> WHAT IS ASKED:
Work out how many lines in the listing below include the word "index". Give nothing but the number.

> INFORMATION SUPPLIED:
-- start --

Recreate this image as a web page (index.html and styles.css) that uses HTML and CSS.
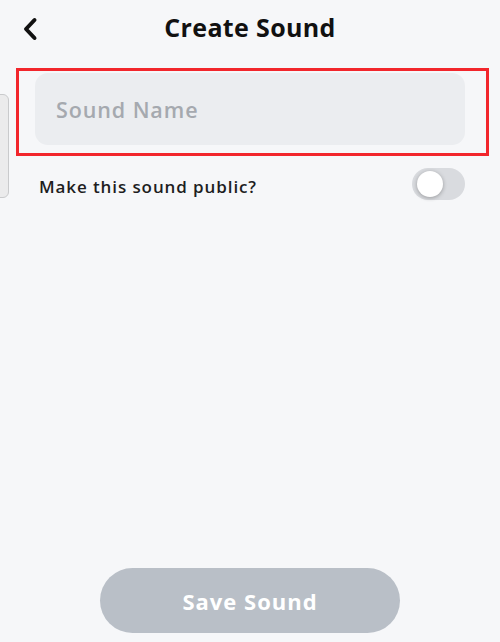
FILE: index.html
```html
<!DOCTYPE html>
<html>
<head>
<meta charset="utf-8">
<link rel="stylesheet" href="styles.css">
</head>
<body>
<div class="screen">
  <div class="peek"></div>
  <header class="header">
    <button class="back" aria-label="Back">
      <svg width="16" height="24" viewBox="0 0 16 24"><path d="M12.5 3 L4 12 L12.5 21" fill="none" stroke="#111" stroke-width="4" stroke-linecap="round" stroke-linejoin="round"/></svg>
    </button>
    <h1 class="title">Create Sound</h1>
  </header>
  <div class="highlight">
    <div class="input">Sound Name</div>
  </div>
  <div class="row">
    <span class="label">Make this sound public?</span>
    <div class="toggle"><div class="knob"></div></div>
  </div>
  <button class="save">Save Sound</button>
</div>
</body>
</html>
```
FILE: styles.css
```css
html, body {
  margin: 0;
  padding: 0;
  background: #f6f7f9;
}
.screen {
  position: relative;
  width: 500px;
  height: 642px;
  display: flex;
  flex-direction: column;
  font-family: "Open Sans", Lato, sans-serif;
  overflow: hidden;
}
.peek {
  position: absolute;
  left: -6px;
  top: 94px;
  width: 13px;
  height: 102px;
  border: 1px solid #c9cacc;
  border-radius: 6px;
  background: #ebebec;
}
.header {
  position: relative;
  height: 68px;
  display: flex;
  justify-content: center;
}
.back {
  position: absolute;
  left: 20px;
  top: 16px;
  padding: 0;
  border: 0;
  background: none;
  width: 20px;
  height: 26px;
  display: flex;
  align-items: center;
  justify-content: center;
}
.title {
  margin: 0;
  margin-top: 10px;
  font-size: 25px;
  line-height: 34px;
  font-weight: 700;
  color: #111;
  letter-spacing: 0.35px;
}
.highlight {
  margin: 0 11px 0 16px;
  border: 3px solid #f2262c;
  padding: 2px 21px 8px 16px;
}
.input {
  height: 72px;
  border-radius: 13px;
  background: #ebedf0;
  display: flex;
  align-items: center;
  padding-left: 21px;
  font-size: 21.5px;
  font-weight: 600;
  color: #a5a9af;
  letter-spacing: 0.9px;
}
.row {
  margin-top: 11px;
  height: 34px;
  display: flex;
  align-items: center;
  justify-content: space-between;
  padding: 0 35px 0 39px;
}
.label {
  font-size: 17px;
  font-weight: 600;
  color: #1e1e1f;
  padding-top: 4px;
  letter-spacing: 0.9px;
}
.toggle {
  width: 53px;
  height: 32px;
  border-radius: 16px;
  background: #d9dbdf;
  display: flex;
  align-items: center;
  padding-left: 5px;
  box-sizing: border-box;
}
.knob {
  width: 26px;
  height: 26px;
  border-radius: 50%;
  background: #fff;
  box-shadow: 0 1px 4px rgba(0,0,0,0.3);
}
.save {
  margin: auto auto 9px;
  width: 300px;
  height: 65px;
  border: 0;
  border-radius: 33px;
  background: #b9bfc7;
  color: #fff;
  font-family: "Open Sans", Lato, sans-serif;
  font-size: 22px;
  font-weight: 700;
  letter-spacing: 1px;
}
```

-- end --

> FINISHED ANSWER:
2